Is that even a thing in the audio world? I mean, my dad had one of the first CD players back in the early 80s. I have some of the very first CDs ever made, in their original mastering. Noise was never an issue. Even AAD-mastered CDs generally sounded very clean, because the high-quality multitrack tape machines that they used, could easily reach 80+ db SNR.
I've never even heard anyone mention noise in relation to remastered CDs. All remasterings I've ever heard were mainly 'louder'/'punchier' than their originals.
That is probably also what led to the 'vinyl sounds better'-myth: because vinyl has some very strict limits on dynamic range, you *have* to use a significant amount of compression during mastering, to keep the needle from jumping out of the groove.
As a result, vinyl tends to have a 'loud'/'fat' sound.
Early CDs were probably mastered in a way to maximize the dynamic range that was now on offer (they sound 'softer', so I ripped a few to disk back in the day, and studied the peaks, and found that the peaks are not the problem, it's the average (or root-mean-square if you like) that's lower).
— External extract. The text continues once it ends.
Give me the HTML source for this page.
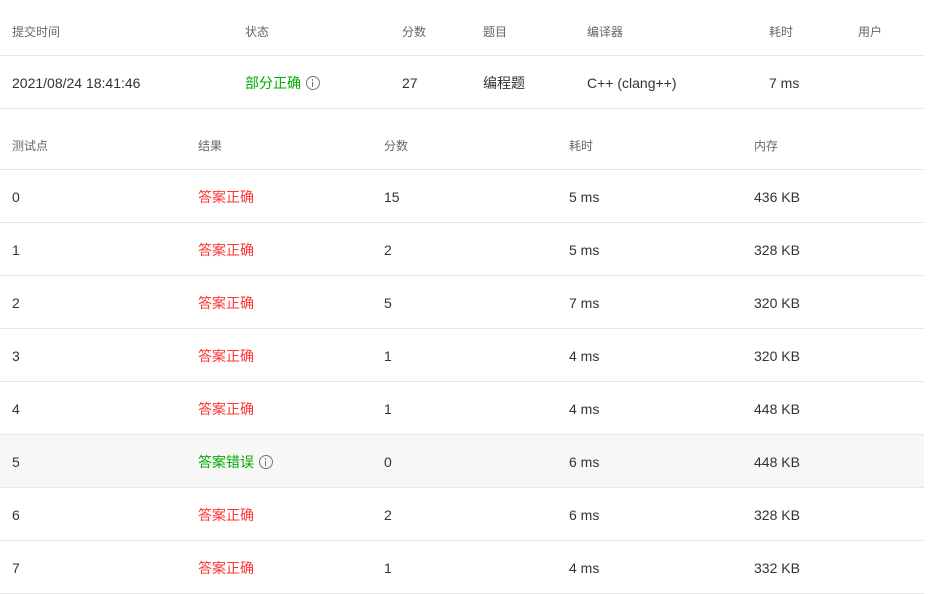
<!DOCTYPE html>
<html><head><meta charset="utf-8"><style>
body{margin:0;background:#fff;font-family:"Liberation Sans","Noto Sans CJK SC",sans-serif;color:#333;width:936px;height:584px;overflow:hidden;position:relative}
.r{position:absolute;left:0;width:924px;border-bottom:1px solid #e8e8e8}
.c{position:absolute;white-space:nowrap;font-size:14px;line-height:16px;height:16px}
.h{color:#666;font-size:12px}
.g{color:#0a0}.red{color:#f33}
.i{display:inline-block;width:14px;height:14px;border:1.6px solid #777;border-radius:50%;box-sizing:border-box;vertical-align:-2px;margin-left:5px;position:relative}
.i:before{content:"";position:absolute;left:4.6px;top:1.8px;width:1.8px;height:1.8px;background:#777}
.i:after{content:"";position:absolute;left:4.6px;top:4.5px;width:1.8px;height:5px;background:#777}
</style></head><body>
<div class="r" style="top:0;height:55px"></div>
<div class="r" style="top:56px;height:52px"></div>
<div class="r" style="top:109px;height:60px"></div>
<div class="c h" style="left:12px;top:24px">提交时间</div>
<div class="c h" style="left:245px;top:24px">状态</div>
<div class="c h" style="left:402px;top:24px">分数</div>
<div class="c h" style="left:483px;top:24px">题目</div>
<div class="c h" style="left:587px;top:24px">编译器</div>
<div class="c h" style="left:769px;top:24px">耗时</div>
<div class="c h" style="left:858px;top:24px">用户</div>
<div class="c" style="left:12px;top:75px">2021/08/24 18:41:46</div>
<div class="c g" style="left:245px;top:75px">部分正确<span class="i"></span></div>
<div class="c" style="left:402px;top:75px">27</div>
<div class="c" style="left:483px;top:75px">编程题</div>
<div class="c" style="left:587px;top:75px">C++ (clang++)</div>
<div class="c" style="left:769px;top:75px">7 ms</div>
<div class="c h" style="left:12px;top:138px">测试点</div>
<div class="c h" style="left:198px;top:138px">结果</div>
<div class="c h" style="left:384px;top:138px">分数</div>
<div class="c h" style="left:569px;top:138px">耗时</div>
<div class="c h" style="left:754px;top:138px">内存</div>
<div id="rows"></div>
<script>
var d=[[15,5,436],[2,5,328],[5,7,320],[1,4,320],[1,4,448],[0,6,448],[2,6,328],[1,4,332]];
var h="";
d.forEach(function(r,k){var t=170+k*53;
h+='<div class="r" style="top:'+t+'px;height:52px;'+(k==5?'background:#f7f7f7':'')+'"></div>';
var y=t+19;
h+='<div class="c" style="left:12px;top:'+y+'px">'+k+'</div>';
h+=k==5?'<div class="c g" style="left:198px;top:'+y+'px">答案错误<span class="i"></span></div>':'<div class="c red" style="left:198px;top:'+y+'px">答案正确</div>';
h+='<div class="c" style="left:384px;top:'+y+'px">'+r[0]+'</div>';
h+='<div class="c" style="left:569px;top:'+y+'px">'+r[1]+' ms</div>';
h+='<div class="c" style="left:754px;top:'+y+'px">'+r[2]+' KB</div>';});
document.getElementById("rows").innerHTML=h;
</script>
</body></html>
I feel the same about the Commodore Amiga. It offered 4096 colours, and many early games, cracktros and demos cycled them around wildly to show everything off. It didn't necessarily lead to something that was aesthetically pleasing.
So, over time, CDs became 'louder' as well, less dynamic range, but more aurally pleasing to most. Makes sense in a way... things have to be really silent to actually make use of a 90 db dynamic range. In most cases, environmental noises would drown out soft parts anyway. It's must more practical to pump up those soft parts, so you can hear them more easily, even in somewhat noisy environments.